What to do: Return each line holding the string "components".
───
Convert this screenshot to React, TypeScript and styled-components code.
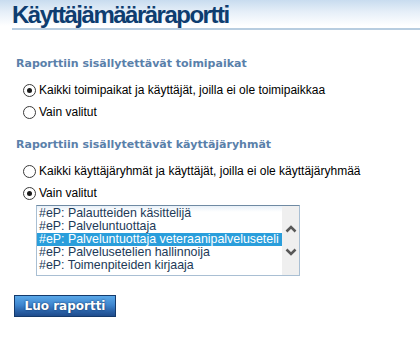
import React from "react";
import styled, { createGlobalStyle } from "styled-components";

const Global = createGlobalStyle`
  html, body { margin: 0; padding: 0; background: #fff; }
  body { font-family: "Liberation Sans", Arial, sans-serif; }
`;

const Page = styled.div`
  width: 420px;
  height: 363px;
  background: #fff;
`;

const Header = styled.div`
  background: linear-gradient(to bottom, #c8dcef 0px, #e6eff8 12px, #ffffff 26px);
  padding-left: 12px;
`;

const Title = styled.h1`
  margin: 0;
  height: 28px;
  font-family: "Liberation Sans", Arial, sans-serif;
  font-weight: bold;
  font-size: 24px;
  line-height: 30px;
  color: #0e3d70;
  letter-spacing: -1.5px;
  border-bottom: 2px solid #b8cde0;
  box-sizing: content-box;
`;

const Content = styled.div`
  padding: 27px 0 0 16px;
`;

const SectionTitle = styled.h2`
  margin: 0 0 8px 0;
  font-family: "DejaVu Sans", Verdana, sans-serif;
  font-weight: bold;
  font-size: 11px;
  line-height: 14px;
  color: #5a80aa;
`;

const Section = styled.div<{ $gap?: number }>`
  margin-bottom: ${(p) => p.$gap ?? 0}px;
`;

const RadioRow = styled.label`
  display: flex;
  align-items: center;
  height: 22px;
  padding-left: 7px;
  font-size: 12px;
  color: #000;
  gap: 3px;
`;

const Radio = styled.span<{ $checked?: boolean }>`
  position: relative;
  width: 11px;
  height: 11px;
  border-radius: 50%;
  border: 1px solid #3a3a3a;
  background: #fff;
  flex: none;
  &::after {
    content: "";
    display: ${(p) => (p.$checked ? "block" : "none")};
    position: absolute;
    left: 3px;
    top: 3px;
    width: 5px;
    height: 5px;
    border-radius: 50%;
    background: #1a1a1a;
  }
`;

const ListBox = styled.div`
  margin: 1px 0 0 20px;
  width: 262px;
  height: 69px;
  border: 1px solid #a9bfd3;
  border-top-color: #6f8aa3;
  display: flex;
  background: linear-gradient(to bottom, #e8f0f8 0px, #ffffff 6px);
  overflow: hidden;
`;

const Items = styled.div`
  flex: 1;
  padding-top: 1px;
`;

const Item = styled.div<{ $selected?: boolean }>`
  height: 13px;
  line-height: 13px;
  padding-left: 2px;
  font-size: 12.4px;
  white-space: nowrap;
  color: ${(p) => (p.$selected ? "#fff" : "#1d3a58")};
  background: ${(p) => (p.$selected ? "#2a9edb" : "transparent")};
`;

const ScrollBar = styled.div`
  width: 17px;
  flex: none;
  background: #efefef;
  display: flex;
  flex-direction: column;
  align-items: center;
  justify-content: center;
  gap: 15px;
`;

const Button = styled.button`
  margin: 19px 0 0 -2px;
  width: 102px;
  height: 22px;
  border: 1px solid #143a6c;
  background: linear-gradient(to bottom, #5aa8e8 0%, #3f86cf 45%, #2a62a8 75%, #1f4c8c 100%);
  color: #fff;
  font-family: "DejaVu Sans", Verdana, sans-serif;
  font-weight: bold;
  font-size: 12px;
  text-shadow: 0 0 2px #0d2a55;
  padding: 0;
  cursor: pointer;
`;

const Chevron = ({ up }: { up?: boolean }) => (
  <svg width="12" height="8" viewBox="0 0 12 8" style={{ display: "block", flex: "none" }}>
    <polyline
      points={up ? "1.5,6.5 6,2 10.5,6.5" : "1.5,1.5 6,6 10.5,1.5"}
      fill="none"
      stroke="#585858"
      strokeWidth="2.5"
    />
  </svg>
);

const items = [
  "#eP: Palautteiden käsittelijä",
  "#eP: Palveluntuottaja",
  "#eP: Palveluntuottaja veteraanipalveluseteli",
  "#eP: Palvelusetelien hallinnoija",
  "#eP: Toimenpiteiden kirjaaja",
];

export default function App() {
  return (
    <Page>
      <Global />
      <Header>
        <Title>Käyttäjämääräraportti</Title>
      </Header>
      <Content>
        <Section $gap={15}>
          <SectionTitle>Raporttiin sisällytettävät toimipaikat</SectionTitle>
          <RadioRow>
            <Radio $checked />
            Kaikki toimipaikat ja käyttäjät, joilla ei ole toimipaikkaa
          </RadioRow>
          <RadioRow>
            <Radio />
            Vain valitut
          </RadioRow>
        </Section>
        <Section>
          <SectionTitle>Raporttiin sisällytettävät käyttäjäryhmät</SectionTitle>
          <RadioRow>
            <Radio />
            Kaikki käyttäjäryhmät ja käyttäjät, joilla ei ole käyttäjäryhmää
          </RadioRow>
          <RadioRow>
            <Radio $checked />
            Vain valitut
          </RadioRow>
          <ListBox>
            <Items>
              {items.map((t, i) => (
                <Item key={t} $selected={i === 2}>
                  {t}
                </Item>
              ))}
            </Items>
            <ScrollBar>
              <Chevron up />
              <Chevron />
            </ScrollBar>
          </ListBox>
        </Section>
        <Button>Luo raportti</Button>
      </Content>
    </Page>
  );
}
───
Response to the exercise:
Convert this screenshot to React, TypeScript and styled-components code.
import styled, { createGlobalStyle } from "styled-components";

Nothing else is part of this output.